Agricultural Research Service

Title: Tillage and Nitrogen Fertilizer Influences on Carbon and Soluble Silica Relations

Authors
item Gollany, Hero
item Allmaras, Raymond - USDA-ARS RETIRED
item Albrecht, Stephan
item Copeland, Stephen
item Douglas, Jr, Clyde - USDA-ARS RETIRED

Submitted to: Agronomy Abstracts
Publication Type: Abstract Only
Publication Acceptance Date: May 22, 2005
Publication Date: November 6, 2005
Citation: Gollany, H.T., Allmaras, R., Albrecht, S.L., Copeland, S.M., Douglas, Jr, C.L. 2005. Tillage and nitrogen fertilizer influences on carbon and soluble silica relations. Agronomy Abstracts.
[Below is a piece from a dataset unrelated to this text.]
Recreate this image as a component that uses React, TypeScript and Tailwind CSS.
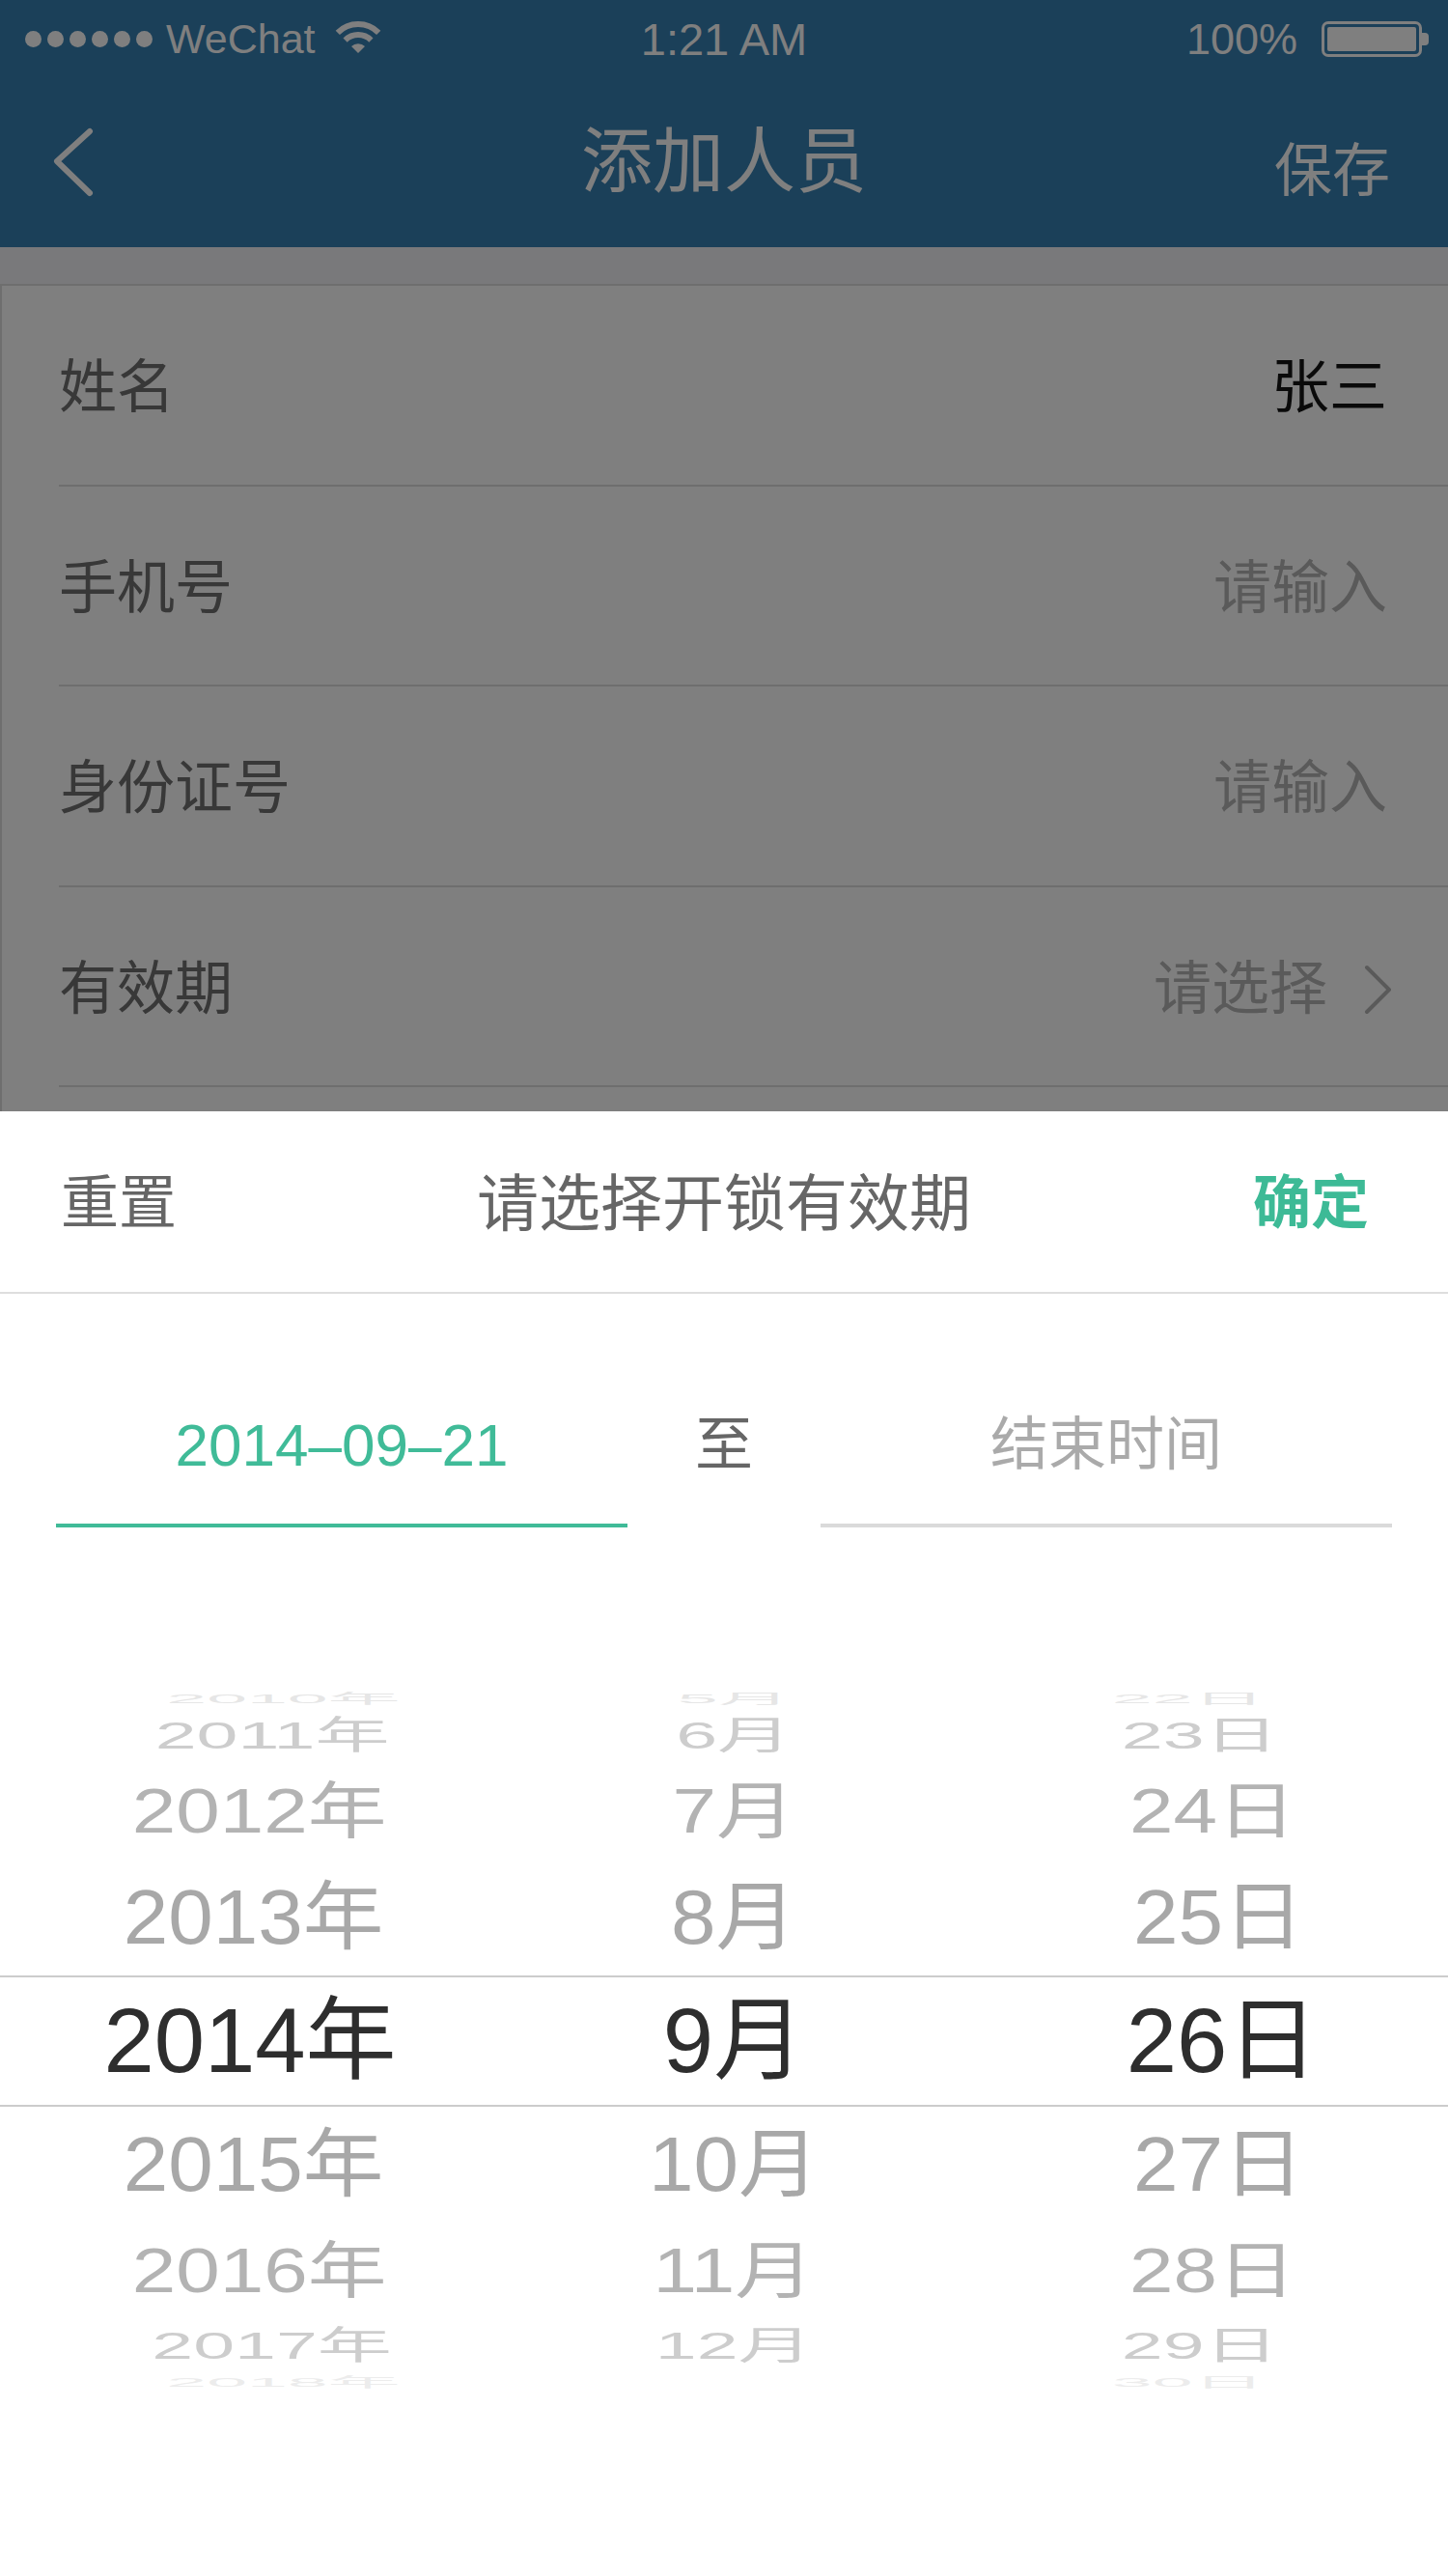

Technical Abstract: Long-term experiments are ideal for evaluating the influence of agricultural practices on soil organic carbon (SOC) accretion. Little is known about the influence of tillage and nitrogen (N) fertilization on SOC distribution and silica (Si) movement in a soil. This study: i) determined the effect of tillage and N fertilizer on SOC accretion in a Walla Walla silt loam soil (coarse-silty, mixed, superactive, mesic Typic Haploxeroll), and ii) examined the subsequent influence of fine organic matter on silica movement. A long-term fallow-wheat (Triticum aestivum L.) experiment with two tillages (moldboard plow and sweep) and two N rates (45 and 180 kg N/ha) was established in 1940, in a randomized block with split-plot design and three replications. Soil cores (2-cm depth increments) were used to measure coarse organic matter, fine organic matter, pH, bulk density, water-soluble C, and water-soluble Si. The fraction for the sweep (6.6 kg C/m^2) was 14% higher than the moldboard plow (5.8 kg C/m^2) for the 180 kg N/ha in the 0- to 60-cm depth. After 44-yr of N addition, the SOC storage for 180 kg N/ ha rate (6.2 kg C/m^2) had increased only 3% compared to 45 kg N/ha rate (6.0 kg C/m^2). Total water-soluble Si in the B horizon were 34% and 39% greater than in the Ap horizon for the moldboard plow and sweep systems, respectively. Interaction of tillage and N with water-soluble Si suggests that SOC provides a mechanism to suppress Si solubility, which impacts siliceous pan formation, reduces soil mechanical resistance, and enhances drainage and plant growth.